Now we implement the "Gravity" that pulls the ball down.

**The Equation**: $w_{new} = w_{old} - \alpha \cdot \frac{\partial Error}{\partial w}$

- $\alpha$ (Alpha) is the **Learning Rate** (Step size).
- $\frac{\partial Error}{\partial w}$ is the **Gradient** (Slope of the hill). 

If the gradient is positive (uphill), we subtract it to go downhill.

### Interactive Gradient Descent
Play with the `learning_rate`.
- **Small (0.0001)**: The model learns slowly. Safe but boring.
- **Good (0.001)**: The model converges quickly.
- **Too High (0.01)**: The model overshoots and explodes! (Watch the error go to infinity).

In [4]:
def train_and_visualize(learning_rate=0.0005, iterations=50):
    # 1. Initialize Randomly
    w = 0.0
    b = 0.0
    n = len(X_simple)
    
    history_w = [w]
    history_b = [b]
    history_loss = []
    
    # 2. Training Loop
    for i in range(iterations):
        y_pred = w * X_simple + b
        loss = np.mean((y_simple - y_pred)**2)
        history_loss.append(loss)
        
        # Gradients (Derivatives)
        dw = (-2/n) * np.sum(X_simple * (y_simple - y_pred))
        db = (-2/n) * np.sum(y_simple - y_pred)
        
        # Update
        w = w - learning_rate * dw
        b = b - learning_rate * db
        
        history_w.append(w)
        history_b.append(b)
        
    # 3. Visualization
    fig, (ax1, ax2) = plt.subplots(1, 2, figsize=(15, 6))
    
    # Plot 1: The Model fitting process
    ax1.scatter(X_simple, y_simple, color=COLORS['data'], alpha=0.5)
    ax1.plot(X_simple, history_w[0]*X_simple + history_b[0], 'k--', label='Start', alpha=0.5)
    ax1.plot(X_simple, history_w[-1]*X_simple + history_b[-1], 'r-', linewidth=3, label='Final')
    ax1.set_title(f'Model Evolution (Iter {iterations})')
    ax1.legend()
    
    # Plot 2: Learning Curve
    ax2.plot(history_loss, linewidth=2)
    ax2.set_title('Learning Curve (Loss over Time)')
    ax2.set_xlabel('Iteration')
    ax2.set_ylabel('MSE Loss')
    ax2.grid(True)
    
    print(f"Final Loss: {history_loss[-1]:.2f} | Final Slope (w): {w:.2f} | Final Bias (b): {b:.2f}")
    plt.show()

interact(train_and_visualize,
         learning_rate=FloatSlider(min=0.0001, max=0.002, step=0.0001, value=0.0005, description='Learning Rate', readout_format='.4f'),
         iterations=IntSlider(min=10, max=200, step=10, value=50, description='Iterations'));

interactive(children=(FloatSlider(value=0.0005, description='Learning Rate', max=0.002, min=0.0001, readout_fo…
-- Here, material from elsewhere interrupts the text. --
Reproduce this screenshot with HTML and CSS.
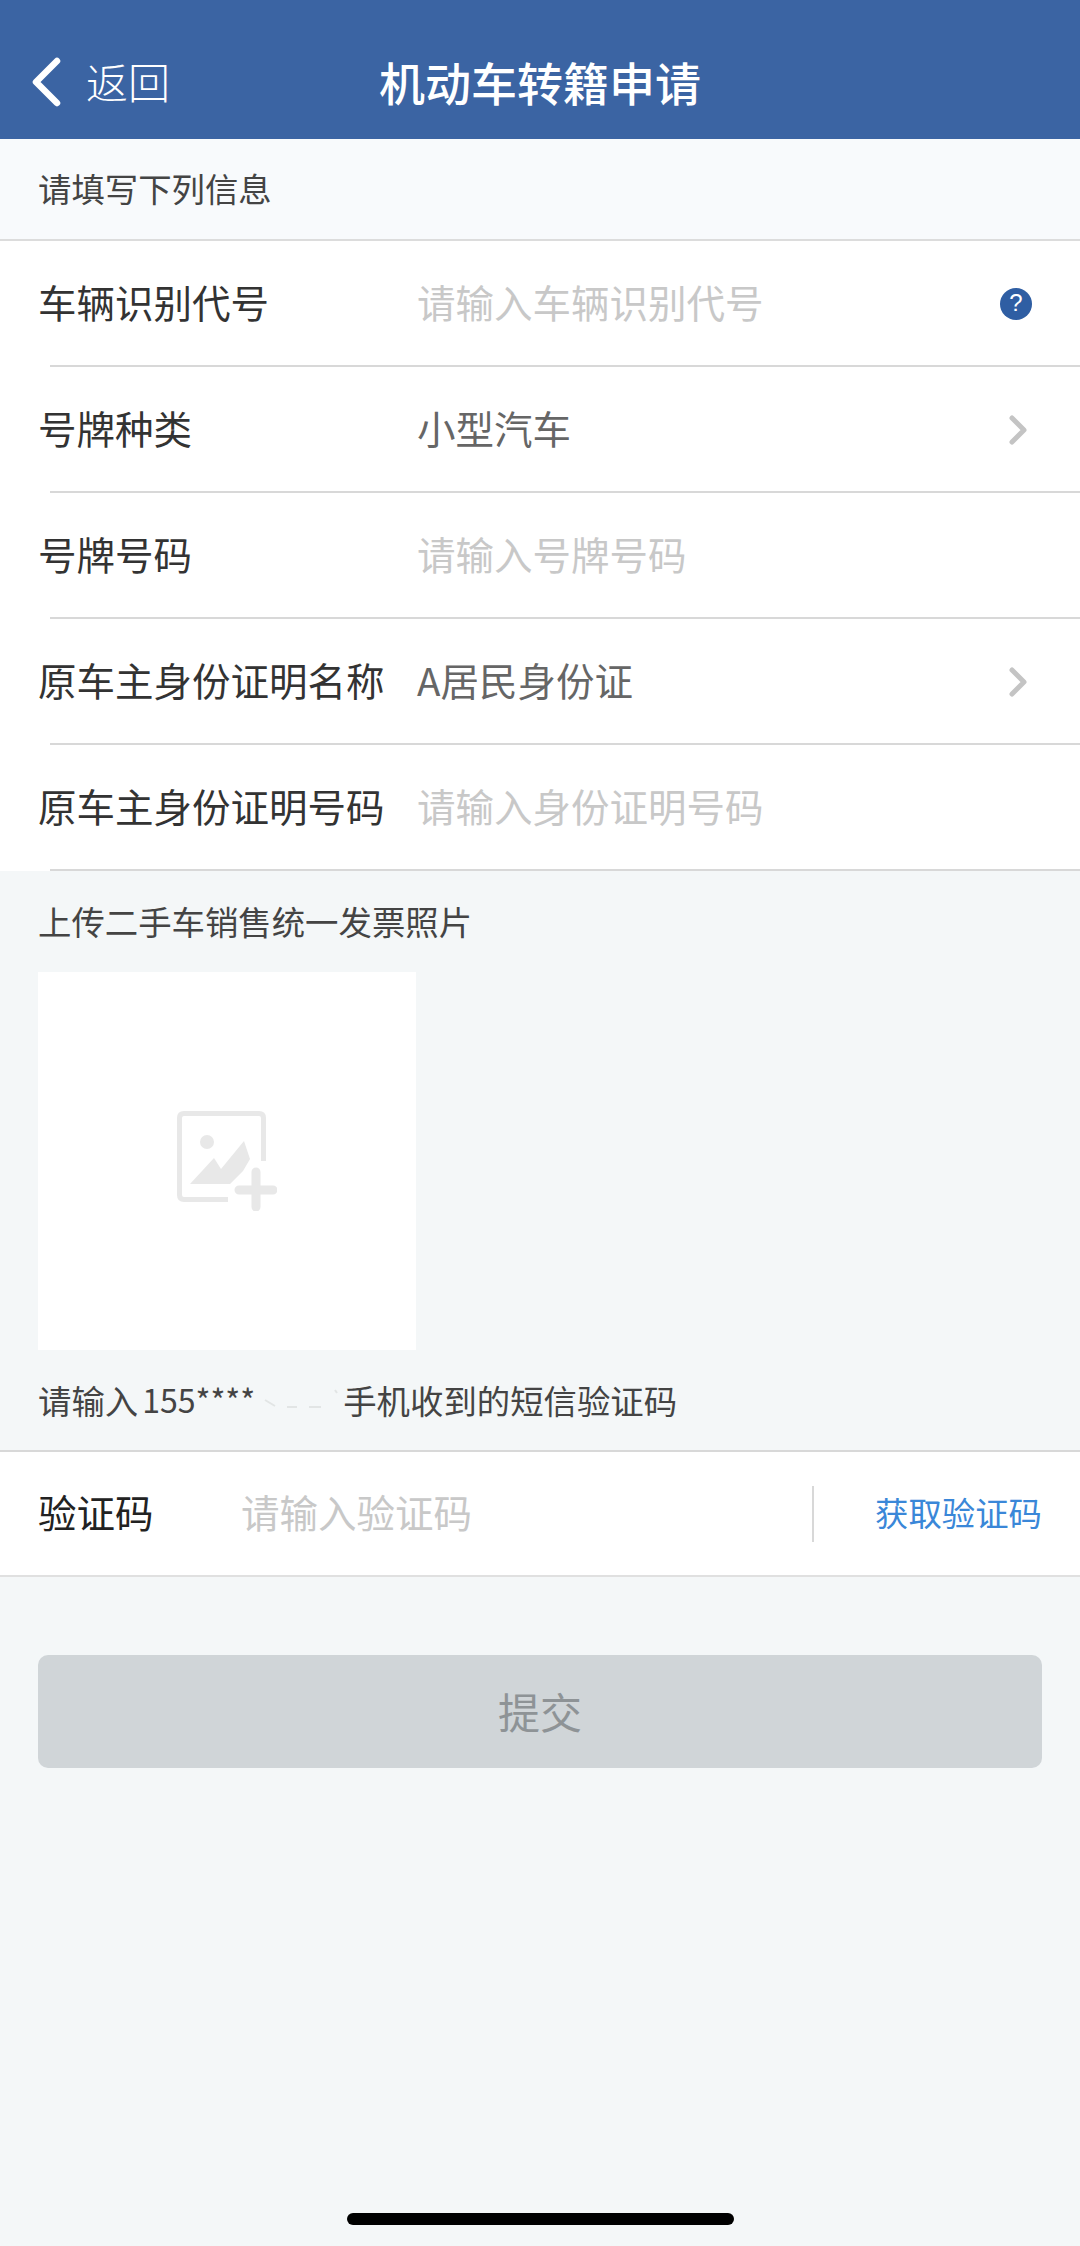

## Part 4: Complexity (Polynomials & Overfitting)

**New Data**: The world isn't always linear. In our new dataset, sales drop if it gets **too hot** (people stay indoors).

A straight line ($y=mx+b$) fits this poorly. We need curves.
We use **Polynomial Regression** by adding powers of $x$ ($x^2, x^3...$) as new features.

### The Trap: Overfitting
If we use too much power (Degree 20), we can fit every single point perfectly, but the model becomes useless.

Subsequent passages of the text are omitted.